The substation room — what it has to provide
The substation room is part of the building works and must satisfy a long list of requirements from SP and from BCA / SCDF:
- Floor area — sized to the equipment with clear maintenance access on all required sides. Typical small 22 kV substations are 40–60 m²; larger or dual-transformer rooms can be 100 m² or more.
- Floor loading — capable of supporting the transformer (multi-tonne) and the switchgear.
- Ceiling height — typically 3 m clear minimum to accommodate equipment and overhead cable management.
- Doors — large enough to admit the largest piece of equipment (usually the transformer) plus access doors for personnel; specified opening direction; with rated fire performance where required.
- Ventilation — sized to dissipate transformer heat losses; natural where possible, mechanical with fail-safe interlocks where required.
- Fire performance — fire-rated enclosure as per SCDF requirements; sometimes with smoke detection and CO₂ or alternative fire suppression.
- Flood resilience — raised floor / kerb to keep the substation above local flood level.
- SP access — independent access from a public road or fire engine access; security arrangements as specified.
- No services overhead — no water pipes, drainage or non-essential services routed above the substation room.
Protection & co-ordination
The 22 kV / LV protection scheme has to do three things simultaneously: (1) protect the equipment from fault damage; (2) protect personnel from arc flash and shock; and (3) co-ordinate with SP's upstream protection so that customer faults don't take out SP's network.
Typical protection scheme:
- 22 kV incomer protection — overcurrent (50/51) and earth fault (51N), often with sensitive earth fault.
- Transformer protection — primary side overcurrent, restricted earth fault, optionally differential protection on larger transformers, plus mechanical protections (Buchholz, oil temperature, winding temperature on oil-filled designs).
- LV main protection — main breaker with electronic trip unit, settings co-ordinated upstream and downstream.
- Selectivity study — time-current curves plotted; verifies that faults at any point trip only the nearest upstream device.
Submission cycle (where the design meets the regulator)
- SP application with single-line diagram, load schedule, substation room sketch.
- SP issues Conditions of Service Connection.
- PE-endorsed detailed design aligned to the Conditions.
- BCA submission of the substation room as part of the building works approval.
- SCDF submission for fire safety aspects of the substation room.
- Procurement, installation, T&C.
- SP energisation.
Common pitfalls
- Substation room positioned underneath habitable space. Acoustic and safety concerns; sometimes forces redesign.

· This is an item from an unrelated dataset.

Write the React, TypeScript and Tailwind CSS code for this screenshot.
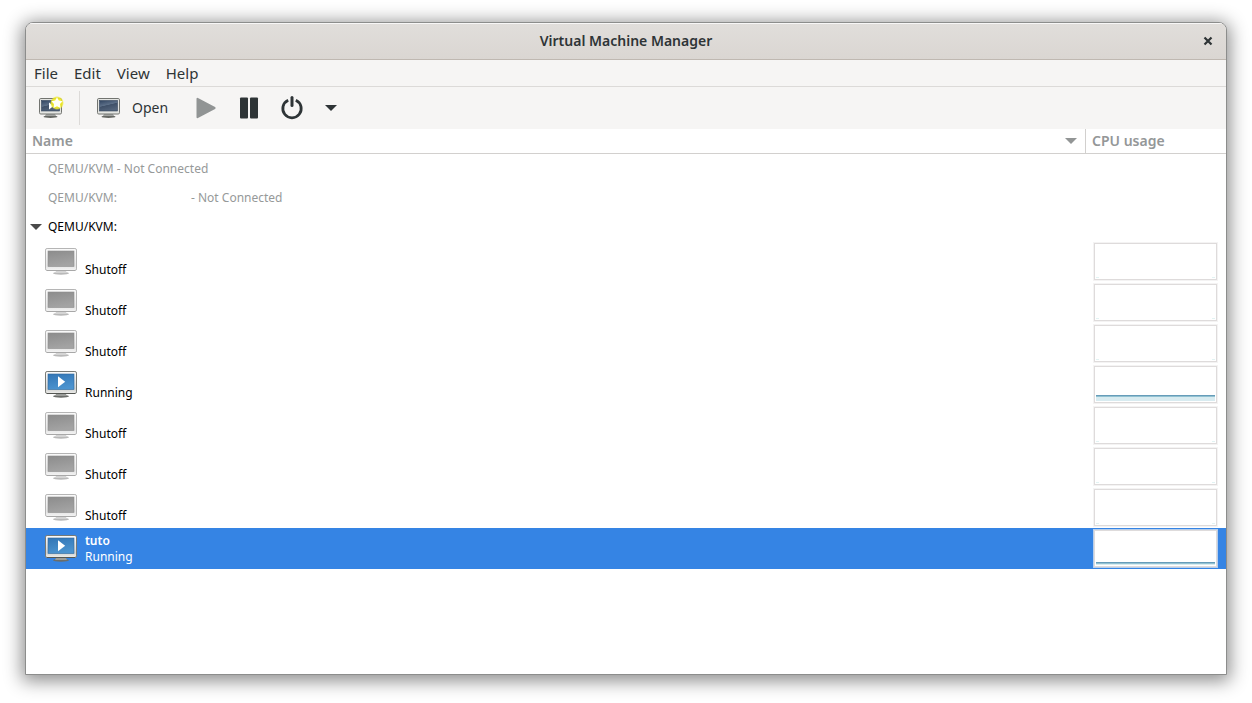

- Insufficient transformer offloading space. Transformer maintenance requires room to wheel it out.
- Ventilation undersized. Transformer overheats; thermal trips during summer.
- Earthing electrodes installed late. Site congestion makes earth electrode work expensive and uncertain in fall-of-potential testing.
- Protection settings copied from another project. Co-ordination has to be specific to your network — there is no "standard" set of settings.
- LV switchboard built before the protection co-ordination is finalised. Forces switchboard modifications late.
Frequently asked questions
Can a 22 kV substation be located on an upper floor?
Yes, although ground floor or basement is more common for transformer access. Upper-floor substations need careful structural design (floor loading), transformer access route (lift or removable wall panel) and fire/flood considerations.
How big does the transformer need to be?
Sized to the diversified maximum demand with engineering margin — typical sizing factors range from 1.1× to 1.4× of MD depending on growth allowance and harmonic content. Avoid significantly oversizing — it costs more capital and runs at low efficiency.
Oil-filled or dry-type transformer?
For Singapore indoor distribution, cast-resin dry-type is the modern default — no fire/spill concerns, low maintenance. Oil-filled is still used for larger ratings or where supplied directly by SP.
Can we connect a generator in parallel?
Parallel-to-grid operation requires explicit SP approval, anti-islanding protection, and additional licensing under EMA's generation licence regime if above threshold. Most customer generators are emergency-only (closed transition or open transition, not parallel).